» Exercise description: Without the pictures, repeat the listing character for character.

• • •

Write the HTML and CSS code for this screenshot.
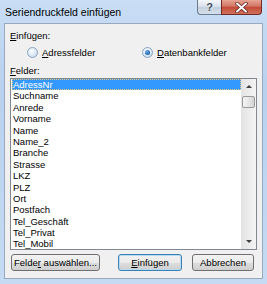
FILE: index.html
```html
<!DOCTYPE html>
<html lang="de">

<head>
    <meta charset="UTF-8">
    <meta name="viewport" content="width=device-width, initial-scale=1.0">
    <title>Seriendruckfeld einfügen</title>
    <link rel="stylesheet" href="styles.css">
</head>

<body>
    <div class="window">
        <div class="titlebar">
            <span class="caption">Seriendruckfeld einfügen</span>
            <div class="caption-buttons">
                <span class="cap-btn help">?</span>
                <span class="cap-btn close">
                    <svg width="13" height="11" viewBox="0 0 13 11">
                        <path d="M2 1.5 L11 9.5 M11 1.5 L2 9.5" stroke="#5a2020" stroke-width="3.4" stroke-linecap="round" />
                        <path d="M2 1.5 L11 9.5 M11 1.5 L2 9.5" stroke="#fff" stroke-width="2" stroke-linecap="round" />
                    </svg>
                </span>
            </div>
        </div>

        <!-- client area -->
        <div class="client">
            <div class="label"><u>E</u>infügen:</div>
            <div class="radio-row">
                <label class="radio"><span class="dot"></span><span><u>A</u>dressfelder</span></label>
                <label class="radio checked"><span class="dot"></span><span><u>D</u>atenbankfelder</span></label>
            </div>

            <div class="label felder"><u>F</u>elder:</div>
            <div class="listbox">
                <ul class="items">
                    <li class="selected">AdressNr</li>
                    <li>Suchname</li>
                    <li>Anrede</li>
                    <li>Vorname</li>
                    <li>Name</li>
                    <li>Name_2</li>
                    <li>Branche</li>
                    <li>Strasse</li>
                    <li>LKZ</li>
                    <li>PLZ</li>
                    <li>Ort</li>
                    <li>Postfach</li>
                    <li>Tel_Geschäft</li>
                    <li>Tel_Privat</li>
                    <li>Tel_Mobil</li>
                </ul>
                <div class="scrollbar">
                    <span class="arrow up"></span>
                    <span class="thumb"></span>
                    <span class="track"></span>
                    <span class="arrow down"></span>
                </div>
            </div>

            <div class="buttons">
                <button class="btn wide">Felde<u>r</u> auswählen...</button>
                <button class="btn default"><u>E</u>infügen</button>
                <button class="btn">Abbrechen</button>
            </div>
        </div>
    </div>
</body>

</html>
```

FILE: styles.css
```css
html,
body {
    margin: 0;
    height: 100%;
}

body {
    font-family: "Liberation Sans", Arial, sans-serif;
    font-size: 9.5px;
    color: #000;
}

.window {
    width: 267px;
    height: 284px;
    box-sizing: border-box;
    background: linear-gradient(#c9def5, #b9d1ee 30%, #c6dbf3);
    display: flex;
    flex-direction: column;
}

.titlebar {
    height: 23px;
    display: flex;
    align-items: flex-start;
    padding-left: 5px;
}

.caption {
    font-size: 10.5px;
    margin-top: 6px;
    color: #000;
}

.caption-buttons {
    margin-left: auto;
    margin-right: 5px;
    display: flex;
}

.cap-btn {
    height: 15px;
    display: flex;
    align-items: center;
    justify-content: center;
    box-sizing: border-box;
    border: 1px solid #6b7a8f;
    border-top: none;
}

.help {
    width: 24px;
    border-radius: 0 0 0 4px;
    background: linear-gradient(#f4f7fb, #d6dfea 50%, #c3cfdd 51%, #d5e0ec);
    color: #444c58;
    font-size: 11px;
    font-weight: bold;
    text-shadow: 0 0 2px #fff;
    border-right: none;
}

.close {
    width: 41px;
    border-radius: 0 0 4px 0;
    border-color: #6f2a26;
    background: linear-gradient(#e8a493, #d27664 45%, #c24a37 50%, #d0725b);
}

.client {
    flex: 1;
    margin: 0 4px 5px 4px;
    border: 1px solid #98a8bd;
    background: #f0f0f0;
    padding: 6px 5px 0 5px;
    display: flex;
    flex-direction: column;
}

.label {
    line-height: 12px;
}

.radio-row {
    display: flex;
    margin-top: 4px;
    padding-left: 17px;
    height: 12px;
    align-items: center;
}

.radio {
    display: flex;
    align-items: center;
    gap: 4px;
    width: 127px;
}

.dot {
    width: 9px;
    height: 9px;
    border-radius: 50%;
    border: 1px solid #8aa4c0;
    background: radial-gradient(circle at 40% 35%, #ffffff, #d7e6f5 60%, #b8d0ea);
    position: relative;
}

.checked .dot::after {
    content: "";
    position: absolute;
    left: 2px;
    top: 2px;
    width: 5px;
    height: 5px;
    border-radius: 50%;
    background: radial-gradient(circle at 40% 35%, #6fb2ef, #1a5ea8 70%, #0f3f80);
}

.felder {
    margin-top: 7px;
}

.listbox {
    margin-top: 1px;
    height: 172px;
    box-sizing: border-box;
    border: 1px solid #828790;
    background: #fff;
    display: flex;
}

.items {
    flex: 1;
    list-style: none;
    margin: 0;
    padding: 0 0 0 1px;
    overflow: hidden;
}

.items li {
    line-height: 11.4px;
    height: 11.4px;
    padding-left: 1px;
    white-space: nowrap;
}

.items .selected {
    background: #3399ff;
    color: #fff;
    outline: 1px dotted #f0c47a;
    outline-offset: -1px;
}

.scrollbar {
    width: 15px;
    display: flex;
    flex-direction: column;
    align-items: center;
    background: linear-gradient(90deg, #e3e3e3, #f4f4f4);
}

.arrow {
    width: 15px;
    height: 15px;
    position: relative;
}

.arrow::after {
    content: "";
    position: absolute;
    left: 5px;
    width: 0;
    height: 0;
    border-left: 3px solid transparent;
    border-right: 3px solid transparent;
}

.up::after {
    top: 6px;
    border-bottom: 3px solid #404040;
}

.down::after {
    top: 6px;
    border-top: 3px solid #404040;
}

.thumb {
    width: 13px;
    height: 12px;
    margin-top: 2px;
    box-sizing: border-box;
    border: 1px solid #9a9a9a;
    border-radius: 2px;
    background: linear-gradient(90deg, #f4f4f4, #e6e6e6 50%, #d4d4d4);
}

.track {
    flex: 1;
}

.buttons {
    display: flex;
    margin-top: 4px;
    padding-left: 1px;
}

.btn {
    font-family: inherit;
    font-size: 9.5px;
    height: 17px;
    padding: 0;
    border: 1px solid #707070;
    border-radius: 3px;
    background: linear-gradient(#f2f2f2, #ebebeb 50%, #dddddd 51%, #cfcfcf);
    color: #000;
    width: 62px;
}

.btn.wide {
    width: 89px;
}

.btn.default {
    margin-left: 18px;
    margin-right: 10px;
    width: 64px;
    border-color: #3c7fb1;
    box-shadow: inset 0 0 0 1px #b5dcf4;
}
```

• • •

» Solution:
Write the HTML and CSS code for this screenshot.
FILE: index.html
```html
<!DOCTYPE html>
<html lang="de">

<head>
    <meta charset="UTF-8">
    <meta name="viewport" content="width=device-width, initial-scale=1.0">
    <title>Seriendruckfeld einfügen</title>
    <link rel="stylesheet" href="styles.css">
</head>

<body>
    <div class="window">
        <div class="titlebar">
            <span class="caption">Seriendruckfeld einfügen</span>
            <div class="caption-buttons">
                <span class="cap-btn help">?</span>
                <span class="cap-btn close">
                    <svg width="13" height="11" viewBox="0 0 13 11">
                        <path d="M2 1.5 L11 9.5 M11 1.5 L2 9.5" stroke="#5a2020" stroke-width="3.4" stroke-linecap="round" />
                        <path d="M2 1.5 L11 9.5 M11 1.5 L2 9.5" stroke="#fff" stroke-width="2" stroke-linecap="round" />
                    </svg>
                </span>
            </div>
        </div>

        <!-- client area -->
        <div class="client">
            <div class="label"><u>E</u>infügen:</div>
            <div class="radio-row">
                <label class="radio"><span class="dot"></span><span><u>A</u>dressfelder</span></label>
                <label class="radio checked"><span class="dot"></span><span><u>D</u>atenbankfelder</span></label>
            </div>

            <div class="label felder"><u>F</u>elder:</div>
            <div class="listbox">
                <ul class="items">
                    <li class="selected">AdressNr</li>
                    <li>Suchname</li>
                    <li>Anrede</li>
                    <li>Vorname</li>
                    <li>Name</li>
                    <li>Name_2</li>
                    <li>Branche</li>
                    <li>Strasse</li>
                    <li>LKZ</li>
                    <li>PLZ</li>
                    <li>Ort</li>
                    <li>Postfach</li>
                    <li>Tel_Geschäft</li>
                    <li>Tel_Privat</li>
                    <li>Tel_Mobil</li>
                </ul>
                <div class="scrollbar">
                    <span class="arrow up"></span>
                    <span class="thumb"></span>
                    <span class="track"></span>
                    <span class="arrow down"></span>
                </div>
            </div>

            <div class="buttons">
                <button class="btn wide">Felde<u>r</u> auswählen...</button>
                <button class="btn default"><u>E</u>infügen</button>
                <button class="btn">Abbrechen</button>
            </div>
        </div>
    </div>
</body>

</html>
```

FILE: styles.css
```css
html,
body {
    margin: 0;
    height: 100%;
}

body {
    font-family: "Liberation Sans", Arial, sans-serif;
    font-size: 9.5px;
    color: #000;
}

.window {
    width: 267px;
    height: 284px;
    box-sizing: border-box;
    background: linear-gradient(#c9def5, #b9d1ee 30%, #c6dbf3);
    display: flex;
    flex-direction: column;
}

.titlebar {
    height: 23px;
    display: flex;
    align-items: flex-start;
    padding-left: 5px;
}

.caption {
    font-size: 10.5px;
    margin-top: 6px;
    color: #000;
}

.caption-buttons {
    margin-left: auto;
    margin-right: 5px;
    display: flex;
}

.cap-btn {
    height: 15px;
    display: flex;
    align-items: center;
    justify-content: center;
    box-sizing: border-box;
    border: 1px solid #6b7a8f;
    border-top: none;
}

.help {
    width: 24px;
    border-radius: 0 0 0 4px;
    background: linear-gradient(#f4f7fb, #d6dfea 50%, #c3cfdd 51%, #d5e0ec);
    color: #444c58;
    font-size: 11px;
    font-weight: bold;
    text-shadow: 0 0 2px #fff;
    border-right: none;
}

.close {
    width: 41px;
    border-radius: 0 0 4px 0;
    border-color: #6f2a26;
    background: linear-gradient(#e8a493, #d27664 45%, #c24a37 50%, #d0725b);
}

.client {
    flex: 1;
    margin: 0 4px 5px 4px;
    border: 1px solid #98a8bd;
    background: #f0f0f0;
    padding: 6px 5px 0 5px;
    display: flex;
    flex-direction: column;
}

.label {
    line-height: 12px;
}

.radio-row {
    display: flex;
    margin-top: 4px;
    padding-left: 17px;
    height: 12px;
    align-items: center;
}

.radio {
    display: flex;
    align-items: center;
    gap: 4px;
    width: 127px;
}

.dot {
    width: 9px;
    height: 9px;
    border-radius: 50%;
    border: 1px solid #8aa4c0;
    background: radial-gradient(circle at 40% 35%, #ffffff, #d7e6f5 60%, #b8d0ea);
    position: relative;
}

.checked .dot::after {
    content: "";
    position: absolute;
    left: 2px;
    top: 2px;
    width: 5px;
    height: 5px;
    border-radius: 50%;
    background: radial-gradient(circle at 40% 35%, #6fb2ef, #1a5ea8 70%, #0f3f80);
}

.felder {
    margin-top: 7px;
}

.listbox {
    margin-top: 1px;
    height: 172px;
    box-sizing: border-box;
    border: 1px solid #828790;
    background: #fff;
    display: flex;
}

.items {
    flex: 1;
    list-style: none;
    margin: 0;
    padding: 0 0 0 1px;
    overflow: hidden;
}

.items li {
    line-height: 11.4px;
    height: 11.4px;
    padding-left: 1px;
    white-space: nowrap;
}

.items .selected {
    background: #3399ff;
    color: #fff;
    outline: 1px dotted #f0c47a;
    outline-offset: -1px;
}

.scrollbar {
    width: 15px;
    display: flex;
    flex-direction: column;
    align-items: center;
    background: linear-gradient(90deg, #e3e3e3, #f4f4f4);
}

.arrow {
    width: 15px;
    height: 15px;
    position: relative;
}

.arrow::after {
    content: "";
    position: absolute;
    left: 5px;
    width: 0;
    height: 0;
    border-left: 3px solid transparent;
    border-right: 3px solid transparent;
}

.up::after {
    top: 6px;
    border-bottom: 3px solid #404040;
}

.down::after {
    top: 6px;
    border-top: 3px solid #404040;
}

.thumb {
    width: 13px;
    height: 12px;
    margin-top: 2px;
    box-sizing: border-box;
    border: 1px solid #9a9a9a;
    border-radius: 2px;
    background: linear-gradient(90deg, #f4f4f4, #e6e6e6 50%, #d4d4d4);
}

.track {
    flex: 1;
}

.buttons {
    display: flex;
    margin-top: 4px;
    padding-left: 1px;
}

.btn {
    font-family: inherit;
    font-size: 9.5px;
    height: 17px;
    padding: 0;
    border: 1px solid #707070;
    border-radius: 3px;
    background: linear-gradient(#f2f2f2, #ebebeb 50%, #dddddd 51%, #cfcfcf);
    color: #000;
    width: 62px;
}

.btn.wide {
    width: 89px;
}

.btn.default {
    margin-left: 18px;
    margin-right: 10px;
    width: 64px;
    border-color: #3c7fb1;
    box-shadow: inset 0 0 0 1px #b5dcf4;
}
```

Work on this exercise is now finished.